PROBLEM TO SOLVE —
Provide a single number: the count of lines containing the string "with".

— begin RECORDED DATA —

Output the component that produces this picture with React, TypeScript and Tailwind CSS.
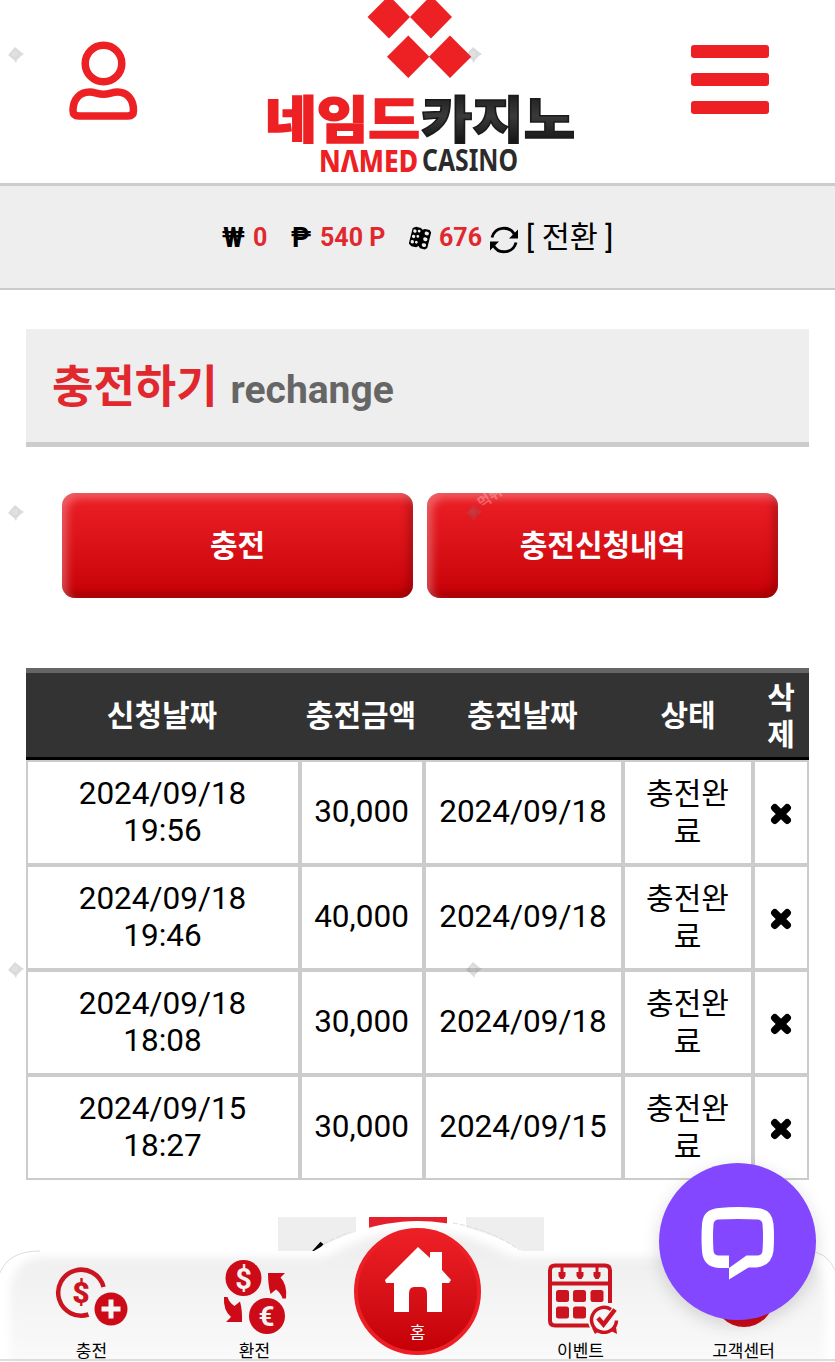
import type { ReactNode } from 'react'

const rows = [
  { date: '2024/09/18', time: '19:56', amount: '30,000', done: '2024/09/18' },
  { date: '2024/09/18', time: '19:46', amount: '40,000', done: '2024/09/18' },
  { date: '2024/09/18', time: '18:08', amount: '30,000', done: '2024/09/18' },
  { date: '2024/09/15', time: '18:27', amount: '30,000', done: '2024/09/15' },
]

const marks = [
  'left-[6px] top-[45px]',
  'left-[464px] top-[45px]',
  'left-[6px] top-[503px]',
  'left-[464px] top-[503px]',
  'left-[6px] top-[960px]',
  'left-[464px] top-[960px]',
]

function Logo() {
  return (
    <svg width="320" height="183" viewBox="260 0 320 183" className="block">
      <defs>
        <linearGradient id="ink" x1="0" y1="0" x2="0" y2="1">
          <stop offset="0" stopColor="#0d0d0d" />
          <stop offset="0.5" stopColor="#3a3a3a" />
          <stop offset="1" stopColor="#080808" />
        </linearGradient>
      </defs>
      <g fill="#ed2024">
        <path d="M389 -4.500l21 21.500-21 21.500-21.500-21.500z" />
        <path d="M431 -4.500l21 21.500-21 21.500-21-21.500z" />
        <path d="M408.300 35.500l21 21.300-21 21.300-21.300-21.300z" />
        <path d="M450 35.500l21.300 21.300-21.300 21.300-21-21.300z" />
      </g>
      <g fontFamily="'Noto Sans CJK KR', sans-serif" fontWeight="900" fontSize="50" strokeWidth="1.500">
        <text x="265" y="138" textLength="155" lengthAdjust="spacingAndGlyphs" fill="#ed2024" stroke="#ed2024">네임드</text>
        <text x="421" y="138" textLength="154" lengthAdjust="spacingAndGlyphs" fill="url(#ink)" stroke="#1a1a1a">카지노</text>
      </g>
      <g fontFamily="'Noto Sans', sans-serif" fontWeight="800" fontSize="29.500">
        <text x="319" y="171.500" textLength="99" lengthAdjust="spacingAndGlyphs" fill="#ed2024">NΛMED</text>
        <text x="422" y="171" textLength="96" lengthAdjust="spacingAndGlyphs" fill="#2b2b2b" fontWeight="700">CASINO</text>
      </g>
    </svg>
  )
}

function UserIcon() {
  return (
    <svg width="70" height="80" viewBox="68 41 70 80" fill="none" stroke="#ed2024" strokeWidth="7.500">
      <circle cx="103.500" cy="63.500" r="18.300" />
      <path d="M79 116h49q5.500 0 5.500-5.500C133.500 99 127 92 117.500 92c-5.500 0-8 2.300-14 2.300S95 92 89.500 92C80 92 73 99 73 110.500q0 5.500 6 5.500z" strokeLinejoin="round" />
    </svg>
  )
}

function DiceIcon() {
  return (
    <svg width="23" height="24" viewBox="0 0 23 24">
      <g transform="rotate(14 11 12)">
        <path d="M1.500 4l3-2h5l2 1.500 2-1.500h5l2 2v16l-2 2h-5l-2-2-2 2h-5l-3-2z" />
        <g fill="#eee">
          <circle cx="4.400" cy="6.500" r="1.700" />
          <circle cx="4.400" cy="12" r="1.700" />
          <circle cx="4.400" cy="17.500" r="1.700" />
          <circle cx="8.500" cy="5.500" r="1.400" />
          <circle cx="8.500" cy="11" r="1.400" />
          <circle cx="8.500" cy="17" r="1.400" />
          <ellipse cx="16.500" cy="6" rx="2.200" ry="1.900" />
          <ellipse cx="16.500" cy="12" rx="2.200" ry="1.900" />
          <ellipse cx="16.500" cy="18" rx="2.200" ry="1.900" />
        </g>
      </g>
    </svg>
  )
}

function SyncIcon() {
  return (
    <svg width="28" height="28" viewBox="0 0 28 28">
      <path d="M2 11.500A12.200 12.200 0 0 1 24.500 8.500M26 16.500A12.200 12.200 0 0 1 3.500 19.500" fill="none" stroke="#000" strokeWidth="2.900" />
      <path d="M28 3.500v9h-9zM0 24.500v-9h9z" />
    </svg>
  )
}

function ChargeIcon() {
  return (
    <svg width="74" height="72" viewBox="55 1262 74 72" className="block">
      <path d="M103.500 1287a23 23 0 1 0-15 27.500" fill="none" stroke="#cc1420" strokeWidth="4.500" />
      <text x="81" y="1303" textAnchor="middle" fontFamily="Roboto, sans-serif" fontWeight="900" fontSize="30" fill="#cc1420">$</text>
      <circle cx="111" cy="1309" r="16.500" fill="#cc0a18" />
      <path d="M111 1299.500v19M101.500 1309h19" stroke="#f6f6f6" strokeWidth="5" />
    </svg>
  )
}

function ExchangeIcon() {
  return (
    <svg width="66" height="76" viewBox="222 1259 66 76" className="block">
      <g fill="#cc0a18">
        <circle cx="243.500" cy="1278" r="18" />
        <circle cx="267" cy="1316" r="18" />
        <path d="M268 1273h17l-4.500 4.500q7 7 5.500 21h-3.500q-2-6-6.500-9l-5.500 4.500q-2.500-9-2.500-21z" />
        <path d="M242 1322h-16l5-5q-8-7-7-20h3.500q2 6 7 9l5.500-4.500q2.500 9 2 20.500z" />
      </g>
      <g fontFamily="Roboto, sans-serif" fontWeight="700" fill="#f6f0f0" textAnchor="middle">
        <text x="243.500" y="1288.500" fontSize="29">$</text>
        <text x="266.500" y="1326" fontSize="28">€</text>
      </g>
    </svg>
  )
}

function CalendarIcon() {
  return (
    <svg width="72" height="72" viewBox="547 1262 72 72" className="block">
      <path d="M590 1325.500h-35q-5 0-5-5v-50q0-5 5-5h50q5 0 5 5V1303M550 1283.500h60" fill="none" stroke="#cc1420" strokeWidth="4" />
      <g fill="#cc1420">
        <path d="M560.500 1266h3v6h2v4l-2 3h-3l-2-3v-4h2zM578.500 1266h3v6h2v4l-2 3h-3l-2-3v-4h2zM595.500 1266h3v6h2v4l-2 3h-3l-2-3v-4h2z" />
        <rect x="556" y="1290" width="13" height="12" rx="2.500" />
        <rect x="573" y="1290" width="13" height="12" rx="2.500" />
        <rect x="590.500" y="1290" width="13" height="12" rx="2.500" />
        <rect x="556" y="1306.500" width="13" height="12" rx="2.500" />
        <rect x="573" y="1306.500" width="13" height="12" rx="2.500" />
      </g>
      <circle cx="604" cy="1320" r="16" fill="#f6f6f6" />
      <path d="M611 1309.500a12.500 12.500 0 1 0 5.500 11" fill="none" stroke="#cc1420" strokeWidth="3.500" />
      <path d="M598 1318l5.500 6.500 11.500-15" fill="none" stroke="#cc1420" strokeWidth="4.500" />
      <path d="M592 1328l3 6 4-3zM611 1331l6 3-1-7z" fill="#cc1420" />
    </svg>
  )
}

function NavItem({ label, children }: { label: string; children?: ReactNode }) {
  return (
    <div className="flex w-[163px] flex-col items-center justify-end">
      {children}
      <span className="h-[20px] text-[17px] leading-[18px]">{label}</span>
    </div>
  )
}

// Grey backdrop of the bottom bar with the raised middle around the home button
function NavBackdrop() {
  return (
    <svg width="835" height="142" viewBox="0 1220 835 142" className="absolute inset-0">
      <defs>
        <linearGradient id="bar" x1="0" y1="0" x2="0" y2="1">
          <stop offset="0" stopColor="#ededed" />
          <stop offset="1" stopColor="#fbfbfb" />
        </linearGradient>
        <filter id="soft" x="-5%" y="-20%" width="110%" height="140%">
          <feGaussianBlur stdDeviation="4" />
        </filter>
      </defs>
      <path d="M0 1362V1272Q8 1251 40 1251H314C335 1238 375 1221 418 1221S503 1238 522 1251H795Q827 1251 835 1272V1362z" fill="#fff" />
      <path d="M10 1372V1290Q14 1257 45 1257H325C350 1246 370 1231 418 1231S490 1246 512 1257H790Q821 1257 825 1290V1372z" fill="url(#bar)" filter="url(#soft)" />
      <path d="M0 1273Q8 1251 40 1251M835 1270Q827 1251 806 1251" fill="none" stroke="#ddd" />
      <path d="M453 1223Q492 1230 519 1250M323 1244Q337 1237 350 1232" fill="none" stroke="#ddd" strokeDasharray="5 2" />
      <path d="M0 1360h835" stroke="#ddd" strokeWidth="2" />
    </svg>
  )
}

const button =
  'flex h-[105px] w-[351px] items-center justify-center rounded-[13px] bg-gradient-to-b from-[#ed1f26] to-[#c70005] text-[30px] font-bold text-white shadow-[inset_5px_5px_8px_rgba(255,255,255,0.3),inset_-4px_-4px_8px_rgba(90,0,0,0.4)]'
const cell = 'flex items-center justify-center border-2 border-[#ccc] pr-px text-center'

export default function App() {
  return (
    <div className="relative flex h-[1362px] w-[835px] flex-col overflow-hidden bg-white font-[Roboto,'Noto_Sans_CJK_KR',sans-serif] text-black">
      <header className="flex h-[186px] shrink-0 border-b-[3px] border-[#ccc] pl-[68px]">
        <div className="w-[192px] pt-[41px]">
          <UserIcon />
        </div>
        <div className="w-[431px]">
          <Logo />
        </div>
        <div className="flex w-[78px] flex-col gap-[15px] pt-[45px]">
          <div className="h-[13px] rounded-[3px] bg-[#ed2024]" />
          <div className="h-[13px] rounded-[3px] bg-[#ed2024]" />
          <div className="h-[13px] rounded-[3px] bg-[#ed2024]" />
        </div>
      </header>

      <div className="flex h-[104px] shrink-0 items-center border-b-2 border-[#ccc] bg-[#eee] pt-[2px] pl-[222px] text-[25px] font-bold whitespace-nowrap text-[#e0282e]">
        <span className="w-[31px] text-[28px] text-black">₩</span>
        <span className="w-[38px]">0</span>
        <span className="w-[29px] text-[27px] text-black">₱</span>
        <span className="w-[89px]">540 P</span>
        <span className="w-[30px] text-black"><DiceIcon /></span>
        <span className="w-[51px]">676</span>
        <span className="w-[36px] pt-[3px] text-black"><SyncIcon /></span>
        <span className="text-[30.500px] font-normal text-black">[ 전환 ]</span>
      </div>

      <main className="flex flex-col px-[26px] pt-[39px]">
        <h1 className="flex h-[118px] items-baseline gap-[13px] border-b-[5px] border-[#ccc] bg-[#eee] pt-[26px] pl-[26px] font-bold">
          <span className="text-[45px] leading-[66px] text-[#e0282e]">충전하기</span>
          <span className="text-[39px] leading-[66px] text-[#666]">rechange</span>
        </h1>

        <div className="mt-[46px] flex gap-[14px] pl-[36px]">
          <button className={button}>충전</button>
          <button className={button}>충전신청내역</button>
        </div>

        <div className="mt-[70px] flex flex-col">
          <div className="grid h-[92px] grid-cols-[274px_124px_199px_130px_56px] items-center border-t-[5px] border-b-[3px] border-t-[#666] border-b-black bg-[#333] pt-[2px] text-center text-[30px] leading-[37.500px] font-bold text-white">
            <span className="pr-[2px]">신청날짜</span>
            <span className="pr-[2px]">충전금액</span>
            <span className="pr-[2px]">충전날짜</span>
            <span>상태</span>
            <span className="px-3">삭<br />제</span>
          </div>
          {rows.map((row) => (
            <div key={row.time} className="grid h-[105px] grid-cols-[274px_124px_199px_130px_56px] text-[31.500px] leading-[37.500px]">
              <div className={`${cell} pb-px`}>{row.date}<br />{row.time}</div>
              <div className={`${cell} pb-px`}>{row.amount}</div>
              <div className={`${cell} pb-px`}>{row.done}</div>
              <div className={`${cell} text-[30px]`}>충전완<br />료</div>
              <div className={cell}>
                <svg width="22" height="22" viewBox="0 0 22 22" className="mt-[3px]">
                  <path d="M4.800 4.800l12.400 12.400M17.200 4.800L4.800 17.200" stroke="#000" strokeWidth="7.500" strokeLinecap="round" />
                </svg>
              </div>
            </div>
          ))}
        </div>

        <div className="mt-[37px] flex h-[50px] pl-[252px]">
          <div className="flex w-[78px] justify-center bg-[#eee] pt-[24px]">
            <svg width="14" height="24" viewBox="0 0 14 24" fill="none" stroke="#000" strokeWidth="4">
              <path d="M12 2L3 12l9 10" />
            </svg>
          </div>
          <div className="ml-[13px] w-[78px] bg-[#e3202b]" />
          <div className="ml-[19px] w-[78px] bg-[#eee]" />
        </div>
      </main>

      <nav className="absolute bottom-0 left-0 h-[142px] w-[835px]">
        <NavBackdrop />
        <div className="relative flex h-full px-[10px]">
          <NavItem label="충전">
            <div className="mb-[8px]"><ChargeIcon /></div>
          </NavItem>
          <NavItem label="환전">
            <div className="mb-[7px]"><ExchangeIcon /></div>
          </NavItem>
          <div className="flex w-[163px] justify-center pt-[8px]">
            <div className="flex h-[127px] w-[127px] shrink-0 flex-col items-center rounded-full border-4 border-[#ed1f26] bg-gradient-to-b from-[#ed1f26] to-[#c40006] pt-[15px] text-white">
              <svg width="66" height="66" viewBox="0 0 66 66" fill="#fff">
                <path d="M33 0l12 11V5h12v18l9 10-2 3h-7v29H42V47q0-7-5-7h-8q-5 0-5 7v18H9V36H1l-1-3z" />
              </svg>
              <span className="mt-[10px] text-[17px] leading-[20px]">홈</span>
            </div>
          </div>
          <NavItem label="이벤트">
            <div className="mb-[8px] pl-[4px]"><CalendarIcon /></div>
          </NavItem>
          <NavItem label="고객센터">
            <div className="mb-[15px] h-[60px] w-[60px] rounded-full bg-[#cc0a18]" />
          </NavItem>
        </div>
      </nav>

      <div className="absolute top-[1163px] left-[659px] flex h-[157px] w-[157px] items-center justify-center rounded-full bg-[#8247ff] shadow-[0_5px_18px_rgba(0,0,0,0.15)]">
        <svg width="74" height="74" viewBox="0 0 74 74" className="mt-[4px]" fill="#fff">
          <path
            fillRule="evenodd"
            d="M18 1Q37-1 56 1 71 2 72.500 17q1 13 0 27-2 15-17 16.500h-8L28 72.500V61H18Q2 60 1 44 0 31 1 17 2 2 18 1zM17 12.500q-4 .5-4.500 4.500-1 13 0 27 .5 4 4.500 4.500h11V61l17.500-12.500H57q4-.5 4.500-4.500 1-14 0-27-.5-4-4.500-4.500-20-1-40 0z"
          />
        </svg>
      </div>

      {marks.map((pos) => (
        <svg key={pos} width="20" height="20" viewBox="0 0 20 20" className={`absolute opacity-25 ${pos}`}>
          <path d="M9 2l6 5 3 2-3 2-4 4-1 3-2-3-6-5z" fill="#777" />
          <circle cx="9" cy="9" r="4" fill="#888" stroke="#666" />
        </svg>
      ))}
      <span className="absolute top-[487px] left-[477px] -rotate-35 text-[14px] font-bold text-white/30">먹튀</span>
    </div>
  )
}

— end RECORDED DATA —

REPLY —
2